As far as gumbo goes, The Boiler’s version was decent, though not evocative. It was a medley of seafood, andouille, okra, and tomatoes in a spicy, thick roux. The gumbo-to-rice ratio skewed heavily to the gumbo, and I was puzzled as to why the chef chose jasmine rice—too fragrant for the hearty flavors of gumbo. The andouille (Were we sure that was andouille?) had the texture of hot dogs. It was chopped very small compared to the three giant shrimps buried in the gumbo.
But why did the jambalaya, studded with sausage, chicken and shrimp, have the scent and sweet taste of cinnamon? It overpowered the smoked spiciness I expect from the dish, which may have been okay in The Boiler. Thinking I might have forgotten something, I asked a friend at LSU if cinnamon was ever used in jambalaya.
“Truthfully, that thought has never crossed my mind,” he said. “Since you did have it cross my mind, the answer is no. What would make you dream of such horrors? Thanks for the nightmares.”
Apparently, the chef dreamt of such things. I spoke with the owner, a Chicago native who trained in Las Vegas at the Oyster Bar (whose menu The Boiler copied almost verbatim). He proudly boasted that all the recipes were his. He’d visited Louisiana once, and that was to check out his oyster distributor’s facilities. His favorite restaurant, in the entirety of the state, with all its glorious restaurants? Big Al’s Boiled Seafood in Houma.

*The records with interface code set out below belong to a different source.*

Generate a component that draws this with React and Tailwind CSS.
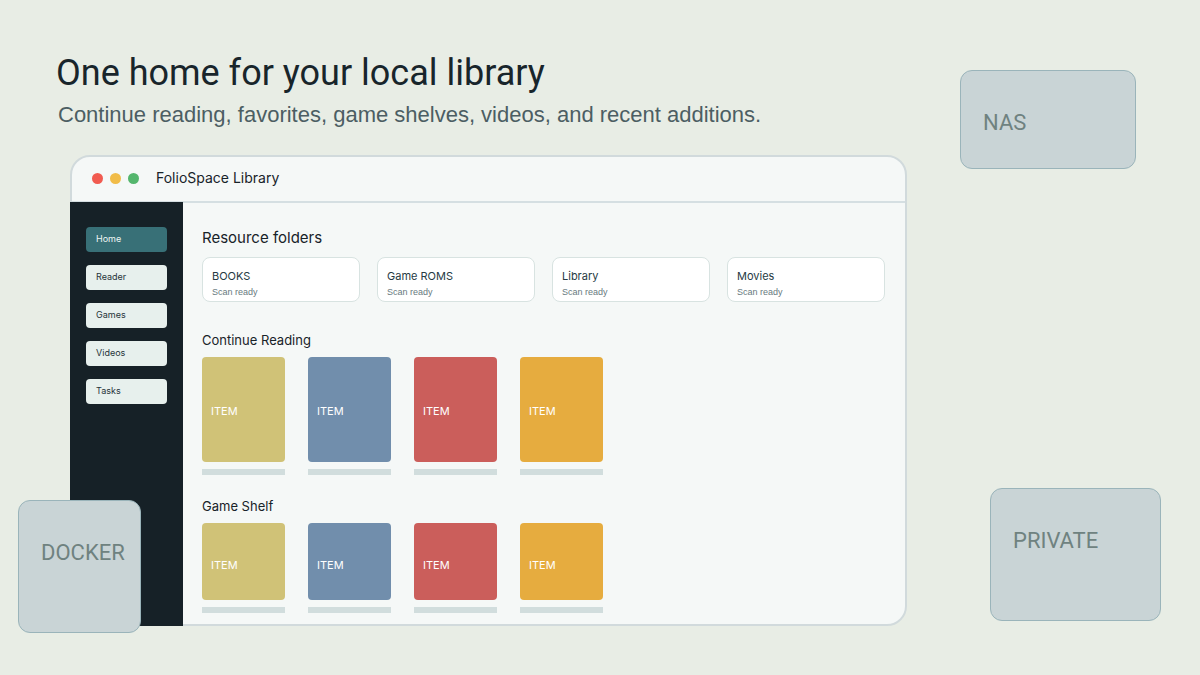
const navItems = ["Home", "Reader", "Games", "Videos", "Tasks"];
const folders = ["BOOKS", "Game ROMS", "Library", "Movies"];
const covers = ["bg-[#d0c277]", "bg-[#718eac]", "bg-[#cb5e5b]", "bg-[#e6ac3f]"];
const windowControls = [
  { label: "Close", color: "bg-[#f15b50]" },
  { label: "Minimize", color: "bg-[#f1bc48]" },
  { label: "Zoom", color: "bg-[#54b66d]" },
];

function Tag({ children, className }) {
  return (
    <div
      className={`rounded-xl border border-[#9ab4ba] bg-[#c9d4d6] pl-[22px] pt-9 font-['Roboto',sans-serif] text-[22px] leading-8 text-[#6f8280] ${className}`}
    >
      {children}
    </div>
  );
}

function Shelf({ title, coverClass, className }) {
  return (
    <section className={className}>
      <h2 className="text-[13px] leading-5">{title}</h2>
      <ul className="mt-[7px] flex gap-[23px]">
        {covers.map((color) => (
          <li key={color} className="w-[83px]">
            <div
              className={`flex items-center rounded-[4px] pl-[9px] text-[11px] text-white ${coverClass} ${color}`}
            >
              ITEM
            </div>
            <div className="mt-[7px] h-1.5 bg-[#d1dddd]" />
          </li>
        ))}
      </ul>
    </section>
  );
}

function LibraryWindow() {
  return (
    <div className="relative mt-6 ml-[14px]">
      <div className="rounded-[20px] rounded-bl-none border-2 border-[#d1dadc] bg-[#f5f8f7] text-[#182329]">
        <header className="flex h-[46px] items-center border-b-2 border-[#d5dfe2] pb-0.5 pl-5">
          <div className="flex gap-[7px]">
            {windowControls.map(({ label, color }) => (
              <button
                key={label}
                type="button"
                aria-label={label}
                className={`size-[11px] rounded-full ${color}`}
              />
            ))}
          </div>
          <span className="ml-[17px] text-sm">FolioSpace Library</span>
        </header>
        <div className="flex">
          <nav className="-mb-0.5 -ml-0.5 -mt-px flex w-[113px] shrink-0 flex-col gap-[13px] bg-[#162127] px-4 pt-[25px]">
            {navItems.map((item, i) => (
              <button
                key={item}
                type="button"
                className={`h-[25px] rounded-[4px] px-2.5 pb-0.5 text-left text-[9px] ${
                  i === 0 ? "bg-[#387077] text-[#eef5f3]" : "bg-[#e7f0ed] text-[#26343a]"
                }`}
              >
                {item}
              </button>
            ))}
          </nav>
          <main className="min-w-0 flex-1 pb-[11px] pl-[19px] pr-5 pt-[25px]">
            <section>
              <h2 className="text-[15px] leading-5">Resource folders</h2>
              <ul className="mt-[9px] grid grid-cols-4 gap-[17px]">
                {folders.map((name) => (
                  <li
                    key={name}
                    className="h-[45px] rounded-lg border border-[#d8e3e1] bg-white px-[9px] pt-[10px]"
                  >
                    <h3 className="text-[11px] leading-4 text-[#263a43]">{name}</h3>
                    <p className="font-['Liberation_Sans',sans-serif] text-[9px] leading-4 text-[#687a7e]">
                      Scan ready
                    </p>
                  </li>
                ))}
              </ul>
            </section>
            <Shelf title="Continue Reading" coverClass="h-[105px] pt-1" className="mt-7" />
            <Shelf title="Game Shelf" coverClass="h-[77px] pt-2" className="mt-[21px]" />
          </main>
        </div>
      </div>
      <Tag className="absolute -bottom-[7px] -left-[52px] h-[133px] w-[123px]">DOCKER</Tag>
    </div>
  );
}

export default function App() {
  return (
    <div className="flex min-h-screen gap-[53px] bg-[#e8ede5] pl-14 pr-[39px] font-['Inter',sans-serif]">
      <div className="min-w-0 flex-1 pb-12 pt-12">
        <h1 className="whitespace-nowrap font-['Roboto',sans-serif] text-4xl leading-[50px] text-[#18252b]">
          One home for your local library
        </h1>
        <p className="mt-px whitespace-nowrap pl-0.5 font-['Liberation_Sans',sans-serif] text-[22px] leading-8 text-[#4c5e63]">
          Continue reading, favorites, game shelves, videos, and recent additions.
        </p>
        <LibraryWindow />
      </div>
      <aside className="flex w-[201px] shrink-0 flex-col justify-between pb-[54px] pt-[70px]">
        <Tag className="h-[99px] w-[176px]">NAS</Tag>
        <Tag className="h-[133px] w-[171px] self-end">PRIVATE</Tag>
      </aside>
    </div>
  );
}
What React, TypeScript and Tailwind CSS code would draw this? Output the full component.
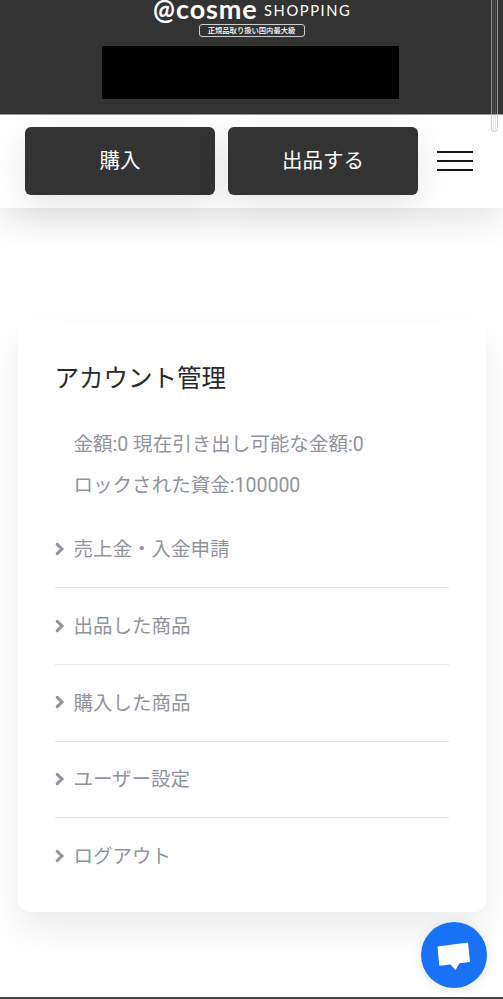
const balances = ['金額:0 現在引き出し可能な金額:0', 'ロックされた資金:100000']

const menuItems = ['売上金・入金申請', '出品した商品', '購入した商品', 'ユーザー設定', 'ログアウト']

const Chevron = () => (
  <svg viewBox="0 0 10 14" className="mr-[9px] -mt-[2px] h-[14px] w-[10px] shrink-0" fill="none">
    <path d="M2.2 2.4 L7 7 L2.2 11.6" stroke="currentColor" strokeWidth="3" strokeLinecap="round" />
  </svg>
)

const Header = () => (
  <header className="relative z-20 flex h-[114px] flex-col items-center bg-[#333] text-white">
    <div className="flex h-[24px] w-[197px] items-start whitespace-nowrap font-['Lato',sans-serif]">
      <span className="w-[23px] origin-left scale-y-[1.08] text-[26px] leading-[18px] font-bold">@</span>
      <span className="w-[88px] text-[27px] leading-[18px] font-bold tracking-[0.9px]">cosme</span>
      <span className="w-[86px] text-[14.7px] leading-[21px] tracking-[1.6px]">SHOPPING</span>
    </div>
    <div className="flex h-[13px] w-[106px] items-center justify-center whitespace-nowrap rounded-[3px] border border-[#ccc] text-[7.3px] leading-none font-medium">
      正規品取り扱い国内最大級
    </div>
    <div className="mt-[8.5px] mr-[2px] h-[53.5px] w-[297px] bg-black" />
  </header>
)

const Nav = () => (
  <nav className="relative z-10 flex h-[94px] gap-[13px] border-t border-[#999] bg-white pt-[11.5px] pl-[25px] shadow-[0_14px_36px_rgba(0,0,0,0.1)]">
    {['購入', '出品する'].map((label) => (
      <button
        key={label}
        className="h-[68.5px] w-[190px] rounded-[6px] bg-[#333] text-[20.5px] leading-[30px] text-white shadow-[0_10px_36px_rgba(0,0,0,0.1)]"
      >
        {label}
      </button>
    ))}
    <button className="mt-[24.5px] ml-[6px] flex h-[20px] w-[36px] flex-col justify-between" aria-label="menu">
      <span className="h-[2.3px] w-full bg-[#171717]" />
      <span className="h-[2.3px] w-full bg-[#171717]" />
      <span className="h-[2.3px] w-full bg-[#171717]" />
    </button>
  </nav>
)

const AccountCard = () => (
  <section className="mx-auto mt-[113px] h-[591px] w-[468px] rounded-[12px] bg-white px-[37px] pt-[38px] shadow-[0_18px_36px_rgba(0,0,0,0.08)]">
    <h1 className="text-[24.5px] leading-[40px] text-[#2b2829]">アカウント管理</h1>
    <div className="mt-[25px] pl-[19px]">
      {balances.map((line) => (
        <p key={line} className="text-[19.55px] leading-[41px]">{line}</p>
      ))}
    </div>
    <ul className="mt-[5.5px] divide-y divide-[#e5e6ea]">
      {menuItems.map((item) => (
        <li key={item} className="flex h-[76.7px] items-center pt-px text-[19.5px]">
          <Chevron />
          {item}
        </li>
      ))}
    </ul>
  </section>
)

const ChatButton = () => (
  <button
    className="absolute right-[16px] bottom-[9.5px] z-30 h-[66px] w-[66px] rounded-full bg-[#1972f5] shadow-[0_2px_12px_rgba(0,0,0,0.1)]"
    aria-label="chat"
  >
    <svg viewBox="0 0 66 66" className="h-full w-full">
      <path d="M16.5 24.5 L47 20.5 L49 40 L38.5 41.3 L34.5 48 L29.5 42.4 L18.3 43.7 Z" fill="#fff" />
    </svg>
  </button>
)

export default function App() {
  return (
    <div
      lang="ja"
      className="relative h-[999px] w-full overflow-hidden border-b-2 border-[#444] bg-white font-['Roboto','Noto_Sans_CJK_JP',sans-serif] text-[#92949e]"
    >
      <Header />
      <Nav />
      <AccountCard />
      <ChatButton />
      {/* scroll thumb */}
      <div className="absolute -top-[10px] right-[5px] z-40 h-[142px] w-[7px] rounded-full border border-[#bbb]/70 p-px">
        <div className="h-full w-full rounded-full border-x border-[#aaa]/30" />
      </div>
    </div>
  )
}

You don’t have to be a Louisiana native to be a good Louisiana chef. Emeril Lagasse, a Massachusetts native, became executive chef of the famous Commander’s Palace in New Orleans before becoming a TV advocate for Louisiana cooking. Similarly, you don’t have to advertise yourself as a Louisiana-inspired restaurant to do the fusion cooking you seem to like. The Boiler seems to want to be a seafood restaurant that draws on different influences, but its decision to advertise itself as Creole and Cajun disappointed me. Nothing is sadder than a jambalaya that rings insincere.